start Data provided

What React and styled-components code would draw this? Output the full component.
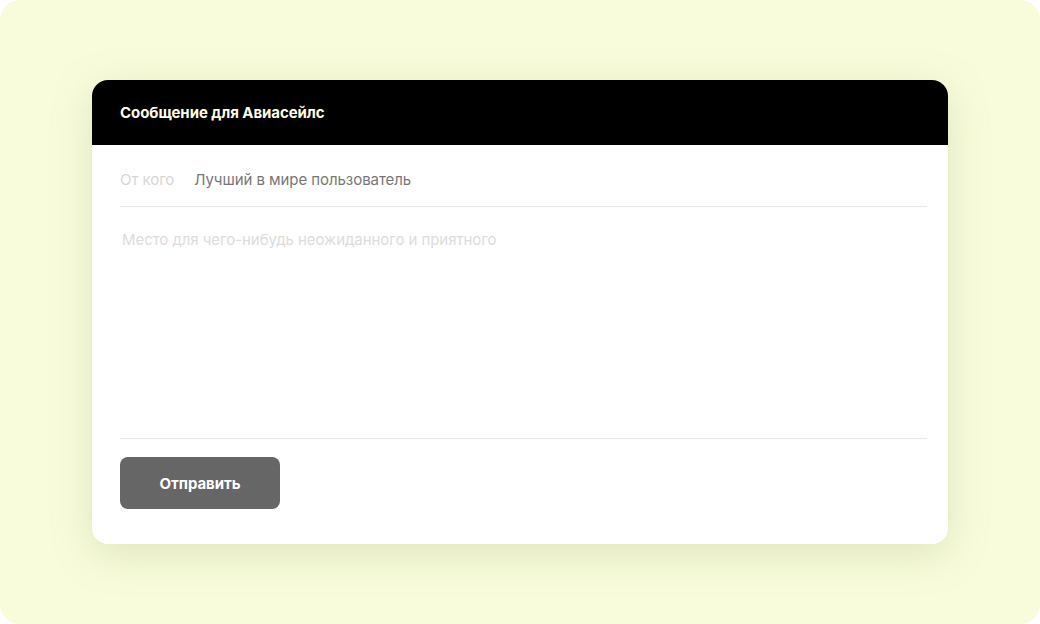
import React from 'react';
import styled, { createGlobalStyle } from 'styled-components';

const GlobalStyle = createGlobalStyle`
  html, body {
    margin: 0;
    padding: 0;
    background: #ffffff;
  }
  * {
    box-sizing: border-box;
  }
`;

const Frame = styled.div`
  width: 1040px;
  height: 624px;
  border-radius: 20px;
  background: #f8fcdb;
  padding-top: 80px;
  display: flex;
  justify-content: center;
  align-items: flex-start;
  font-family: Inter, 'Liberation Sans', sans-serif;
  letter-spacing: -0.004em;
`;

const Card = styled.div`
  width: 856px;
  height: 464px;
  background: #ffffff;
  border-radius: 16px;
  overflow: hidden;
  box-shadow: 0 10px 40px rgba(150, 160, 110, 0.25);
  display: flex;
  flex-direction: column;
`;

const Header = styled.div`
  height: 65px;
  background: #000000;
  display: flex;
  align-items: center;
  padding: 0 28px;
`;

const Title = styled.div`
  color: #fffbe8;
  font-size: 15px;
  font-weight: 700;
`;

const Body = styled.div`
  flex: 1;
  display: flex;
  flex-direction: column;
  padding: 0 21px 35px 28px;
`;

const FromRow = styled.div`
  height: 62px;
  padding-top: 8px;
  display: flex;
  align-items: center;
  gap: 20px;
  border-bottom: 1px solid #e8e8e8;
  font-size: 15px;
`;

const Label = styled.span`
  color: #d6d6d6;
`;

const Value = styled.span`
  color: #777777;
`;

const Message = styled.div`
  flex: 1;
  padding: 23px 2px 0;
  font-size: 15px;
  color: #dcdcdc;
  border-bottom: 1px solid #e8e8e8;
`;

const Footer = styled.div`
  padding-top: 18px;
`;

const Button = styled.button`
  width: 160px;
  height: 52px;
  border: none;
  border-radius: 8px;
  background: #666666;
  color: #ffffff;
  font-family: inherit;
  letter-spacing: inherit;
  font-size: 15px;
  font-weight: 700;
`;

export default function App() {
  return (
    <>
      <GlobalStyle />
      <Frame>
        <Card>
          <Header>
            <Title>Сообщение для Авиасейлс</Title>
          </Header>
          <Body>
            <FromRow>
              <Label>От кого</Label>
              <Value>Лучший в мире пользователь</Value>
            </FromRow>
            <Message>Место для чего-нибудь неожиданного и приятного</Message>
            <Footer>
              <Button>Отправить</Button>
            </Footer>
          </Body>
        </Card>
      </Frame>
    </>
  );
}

end Data provided

_Directions for this task_
Skip the pictures, then retype every line above exactly.

_Solution_
What React and styled-components code would draw this? Output the full component.
import React from 'react';
import styled, { createGlobalStyle } from 'styled-components';

const GlobalStyle = createGlobalStyle`
  html, body {
    margin: 0;
    padding: 0;
    background: #ffffff;
  }
  * {
    box-sizing: border-box;
  }
`;

const Frame = styled.div`
  width: 1040px;
  height: 624px;
  border-radius: 20px;
  background: #f8fcdb;
  padding-top: 80px;
  display: flex;
  justify-content: center;
  align-items: flex-start;
  font-family: Inter, 'Liberation Sans', sans-serif;
  letter-spacing: -0.004em;
`;

const Card = styled.div`
  width: 856px;
  height: 464px;
  background: #ffffff;
  border-radius: 16px;
  overflow: hidden;
  box-shadow: 0 10px 40px rgba(150, 160, 110, 0.25);
  display: flex;
  flex-direction: column;
`;

const Header = styled.div`
  height: 65px;
  background: #000000;
  display: flex;
  align-items: center;
  padding: 0 28px;
`;

const Title = styled.div`
  color: #fffbe8;
  font-size: 15px;
  font-weight: 700;
`;

const Body = styled.div`
  flex: 1;
  display: flex;
  flex-direction: column;
  padding: 0 21px 35px 28px;
`;

const FromRow = styled.div`
  height: 62px;
  padding-top: 8px;
  display: flex;
  align-items: center;
  gap: 20px;
  border-bottom: 1px solid #e8e8e8;
  font-size: 15px;
`;

const Label = styled.span`
  color: #d6d6d6;
`;

const Value = styled.span`
  color: #777777;
`;

const Message = styled.div`
  flex: 1;
  padding: 23px 2px 0;
  font-size: 15px;
  color: #dcdcdc;
  border-bottom: 1px solid #e8e8e8;
`;

const Footer = styled.div`
  padding-top: 18px;
`;

const Button = styled.button`
  width: 160px;
  height: 52px;
  border: none;
  border-radius: 8px;
  background: #666666;
  color: #ffffff;
  font-family: inherit;
  letter-spacing: inherit;
  font-size: 15px;
  font-weight: 700;
`;

export default function App() {
  return (
    <>
      <GlobalStyle />
      <Frame>
        <Card>
          <Header>
            <Title>Сообщение для Авиасейлс</Title>
          </Header>
          <Body>
            <FromRow>
              <Label>От кого</Label>
              <Value>Лучший в мире пользователь</Value>
            </FromRow>
            <Message>Место для чего-нибудь неожиданного и приятного</Message>
            <Footer>
              <Button>Отправить</Button>
            </Footer>
          </Body>
        </Card>
      </Frame>
    </>
  );
}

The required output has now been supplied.